Fernhout(Posted 2005) [#2]
I did questioned about this to. And the awnser i simple. If you declared a variable say 'a' and you make it a integer, its not possilble to make the same variable and give it another declaration say's STRING. One Variable can not have two declarations at the same time. So if you make one you can't use it for something else than that you made it for.

KuRiX(Posted 2005) [#3]
WildStorm is talking about a problem where the check is not made. In this case, with types there is no checking!

Damien Sturdy(Posted 2005) [#4]

big10p(Posted 2005) [#5]
I've come across this before but can't remember what the explanation was. :)

Fernhout(Posted 2005) [#6]
For a type its simple Every type gets its own pointer. So every new type is a NEW type. And get its own memory part. So there can be more type whit the same name.

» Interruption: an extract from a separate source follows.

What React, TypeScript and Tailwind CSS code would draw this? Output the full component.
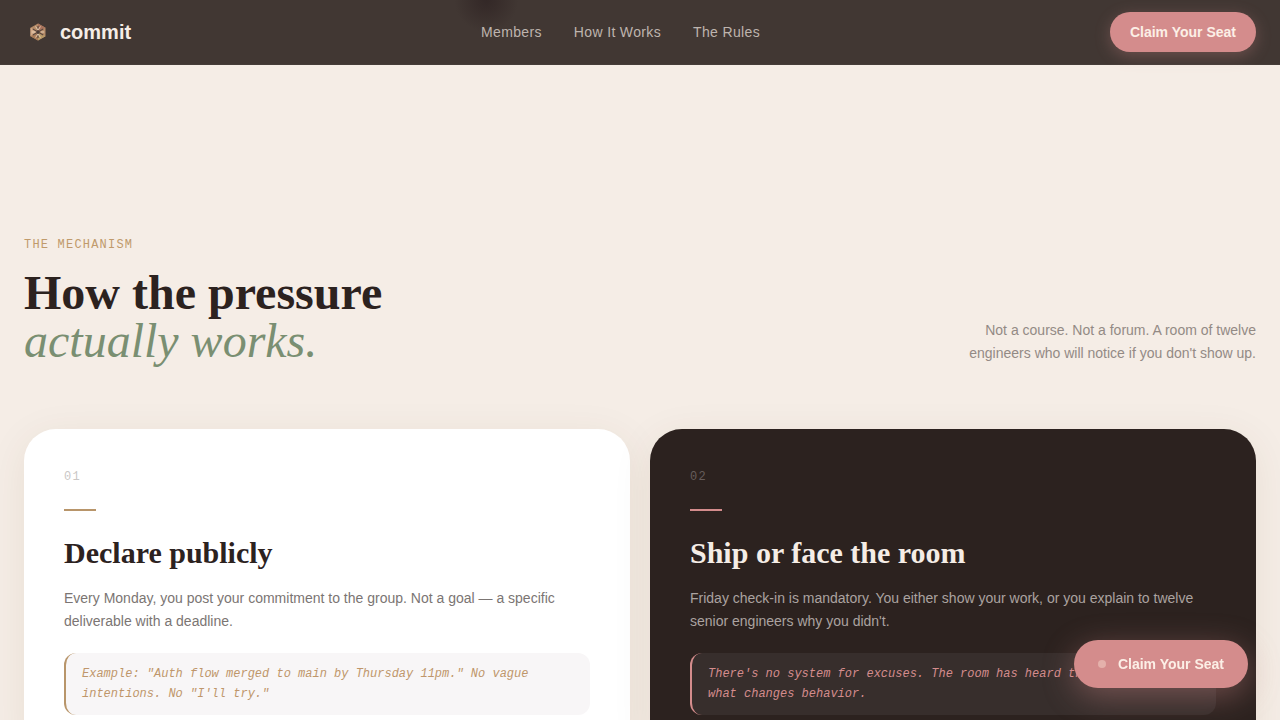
import clsx from "clsx";

const navLinks = [
  { label: "Members", href: "#members" },
  { label: "How It Works", href: "#how-it-works" },
  { label: "The Rules", href: "#rules" },
];

const steps = [
  {
    number: "01",
    title: "Declare publicly",
    body: "Every Monday, you post your commitment to the group. Not a goal — a specific deliverable with a deadline.",
    note: "Example: \"Auth flow merged to main by Thursday 11pm.\" No vague intentions. No \"I'll try.\"",
    dark: false,
  },
  {
    number: "02",
    title: "Ship or face the room",
    body: "Friday check-in is mandatory. You either show your work, or you explain to twelve senior engineers why you didn't.",
    note: "There's no system for excuses. The room has heard them all. That's what changes behavior.",
    dark: true,
  },
];

function Logo() {
  return (
    <svg viewBox="0 0 28 28" className="h-7 w-7" aria-hidden="true">
      <path d="M14 5.5 21.5 9.8v8.4L14 22.5 6.5 18.2V9.8z" fill="#b58b68" />
      <path d="M14 5.5 21.5 9.8 14 14z" fill="#a9735c" />
      <path d="M6.5 9.8 14 14 6.5 18.2z" fill="#d3a987" />
      <path d="M14 14 21.5 18.2 14 22.5z" fill="#b99a68" />
      <path d="M14 14v8.5L6.5 18.2z" fill="#a97b58" />
      <path
        d="M14 8v12M8.8 11l10.4 6M8.8 17l10.4-6"
        stroke="#5b4840"
        strokeWidth="1.2"
      />
      <path
        d="M11.5 8.5 14 12l2.5-3.5M11.5 19.5 14 16l2.5 3.5M7.8 14h3.4M16.8 14h3.4"
        stroke="#e8d3bb"
        strokeWidth="0.9"
        fill="none"
      />
      <circle cx="14" cy="14" r="1.5" fill="#4a3b37" />
    </svg>
  );
}

function Header() {
  return (
    <header className="sticky top-0 z-20 border-b border-[#463d39] bg-[#413733] bg-[radial-gradient(circle_at_38%_0,#332827_0,#372c2a_10px,transparent_32px)] font-['Liberation_Sans',sans-serif]">
      <div className="flex h-16 items-center justify-between px-6">
        <a href="#" className="flex items-center gap-2">
          <Logo />
          <span className="text-xl font-bold text-[#f5ede6]">commit</span>
        </a>

        <nav className="flex items-center gap-8">
          {navLinks.map((link) => (
            <a
              key={link.href}
              href={link.href}
              className="text-sm tracking-wide text-[#beb4ae] hover:text-[#f5ede6]"
            >
              {link.label}
            </a>
          ))}
        </nav>

        <button
          type="button"
          className="h-10 rounded-full bg-[#d48c8c] px-5 text-sm font-bold text-[#fcefe6] shadow-[0_4px_16px_rgba(212,140,140,0.3)]"
        >
          Claim Your Seat
        </button>
      </div>
    </header>
  );
}

function StepCard({ step }: { step: (typeof steps)[number] }) {
  return (
    <article
      className={clsx(
        "rounded-[32px] p-10 shadow-[0_8px_40px_rgba(90,60,30,0.08)]",
        step.dark ? "bg-[#2c221f]" : "bg-white"
      )}
    >
      <p
        className={clsx(
          "font-['Liberation_Mono',monospace] text-xs tracking-widest",
          step.dark ? "text-[#665d5b]" : "text-[#cac7c6]"
        )}
      >
        {step.number}
      </p>
      <div
        className={clsx(
          "my-6 h-0.5 w-8",
          step.dark ? "bg-[#d48c8c]" : "bg-[#b8956a]"
        )}
      />
      <h3
        className={clsx(
          "font-['Liberation_Serif',serif] text-3xl font-bold",
          step.dark ? "text-[#f5ede6]" : "text-[#2c221f]"
        )}
      >
        {step.title}
      </h3>
      <p
        className={clsx(
          "mt-4 text-sm leading-[23px]",
          step.dark ? "text-[#aba3a0]" : "text-[#7b7573]"
        )}
      >
        {step.body}
      </p>
      <div
        className={clsx(
          "mt-5 rounded-xl border-l-2 px-4 py-[11px] font-['Liberation_Mono',monospace] text-xs leading-5 italic",
          step.dark
            ? "border-[#d48c8c] bg-[#372e2c] text-[#d48c8c]"
            : "border-[#b8956a] bg-[#f8f6f7] text-[#bf966b]"
        )}
      >
        {step.note}
      </div>
    </article>
  );
}

export default function App() {
  return (
    <div className="min-h-screen bg-[#f5ede6] font-['Liberation_Sans',sans-serif]">
      <Header />

      <main>
        <section id="how-it-works" className="px-6 pt-43">
          <div className="mb-16 flex items-end justify-between gap-8">
            <div>
              <p className="mb-4 font-['Liberation_Mono',monospace] text-xs tracking-widest text-[#c09a6b] uppercase">
                The Mechanism
              </p>
              <h2 className="font-['Liberation_Serif',serif] text-5xl leading-none font-bold text-[#2c221f]">
                How the pressure
                <br />
                <em className="font-normal text-[#7a8f72]">actually works.</em>
              </h2>
            </div>
            <p className="max-w-xs text-right text-sm leading-[23px] text-[#938a85]">
              Not a course. Not a forum. A room of twelve engineers who will
              notice if you don't show up.
            </p>
          </div>

          <div className="grid grid-cols-2 gap-5">
            {steps.map((step) => (
              <StepCard key={step.number} step={step} />
            ))}
          </div>
        </section>
      </main>

      {/* Floating CTA */}
      <button
        type="button"
        className="fixed right-8 bottom-8 z-30 flex h-12 items-center gap-3 rounded-full bg-[#d48c8c] px-6 text-sm font-bold text-[#fcefe6] shadow-[0_8px_32px_rgba(212,140,140,0.4)]"
      >
        <span className="h-2 w-2 rounded-full bg-[#e4b1ab]" />
        Claim Your Seat
      </button>
    </div>
  );
}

Koriolis(Posted 2005) [#7]
Ahem Fernhout, are you sure you did read the orginal post? Or did you post in the wrong thread?

big10p(Posted 2005) [#8]
hehe I didn't understand a word of that, either. :P

Damien Sturdy(Posted 2005) [#9]
i get what he's trying to say- but its wrong :)

Each new type crates a new instance with a new \a field.

each \a could be a % or a #, or, a $.

Thats what he was trying to say- It's wrong though :)

Fernhout(Posted 2005) [#10]
Sorry guy's i wasn't paying attention. I did take a good look what he was writing. And he's right the compiler must give a error massage.